En lo ideológico, la izquierda, en su conjunto, se ha quedado sin respuesta, ante la globalización, las guerras de recursos y la crisis ambiental. La izquierda se ha retirado a los márgenes del sistema, enrocada en sus principios y convertida en una fuerza conservadora. Y la socialdemocracia tras someterse a los postulados neoliberales, remasterizada como social-liberalismo, se diferencia de la derecha como una Coca-Cola de una Pepsi-Cola. La ausencia de confrontación entre los proyectos de la derecha neoliberal y el social-liberalismo, junto a la falta de respuesta de la izquierda, ha producido resignación y desafección, enviando a la gente a sus casas. Todo ello se ha traducido en una crisis de representación y languidez democrática, cuya consecuencia ha terminado en una ruptura de las narrativas, consensos e instituciones, sus actores y el equilibrio entre fuerzas nacido tras la II Guerra Mundial, que ha desembocado en el surgimiento de nuevas fuerzas políticas populistas a la derecha en los países del norte y del centro de Europa (Austria, Hungría, Francia, Finlandia, Holanda) y a la izquierda, en el Sur (Italia, Grecia, España), que tienen como objetivo la reconstrucción de las identidades colectivas enterradas por el auge del individualismo.
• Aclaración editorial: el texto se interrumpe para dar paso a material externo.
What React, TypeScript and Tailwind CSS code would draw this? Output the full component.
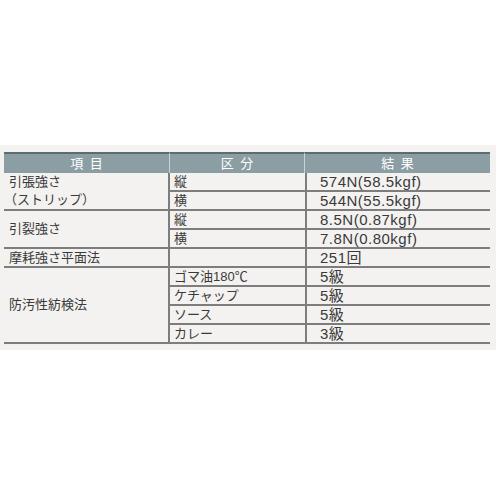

Una característica común tanto de las fuerzas políticas clásicas como de  las nuevas fuerzas emergentes, es que todas mantienen en el corazón de su proyecto político la redistribución de la riqueza sin observar los límites de lo admisible para el planeta, sin aceptar la finitud del planeta, que visualizó el Informe del Club de Roma en 1972, ni, por tanto, el axioma de la subordinación de la economía a las leyes de la naturaleza. La producción de bienes y servicios, por tanto, ha de estar condicionada y limitada, necesariamente, por los límites físicos de la biosfera. El autismo climático y la ceguera ante el agotamiento del petróleo de hoy, repete la relación depredadora con la Naturaleza del pasado, hoy, sin embargo, como comedia o farsa. Este no reconocimiento de la subordinación de la economía a las leyes de la naturaleza, establece la frontera entre las fuerzas políticas (entre productivistas y antiproductivistas). Expresa así la principal dialéctica de la política de este siglo, si se quiere evitar el colapso civilizatorio. En este contexto una izquierda, conocedora del núcleo de la crisis ecológica causada por la expansión de la productividad capitalista desde Marx, así como de la amenaza que la producción ilimitada supone para la vida en la Tierra, sin haberse opuesto nunca a ella, es parte del problema y no de la solución. La ecología política, por tanto, sola por ahora, debe asumir su compromiso fundacional y la obligación que con él contrajo: hacer sentir a la gente que cuando vota puede contribuir a un cambio y que su voto es útil y necesario y crea una diferencia real.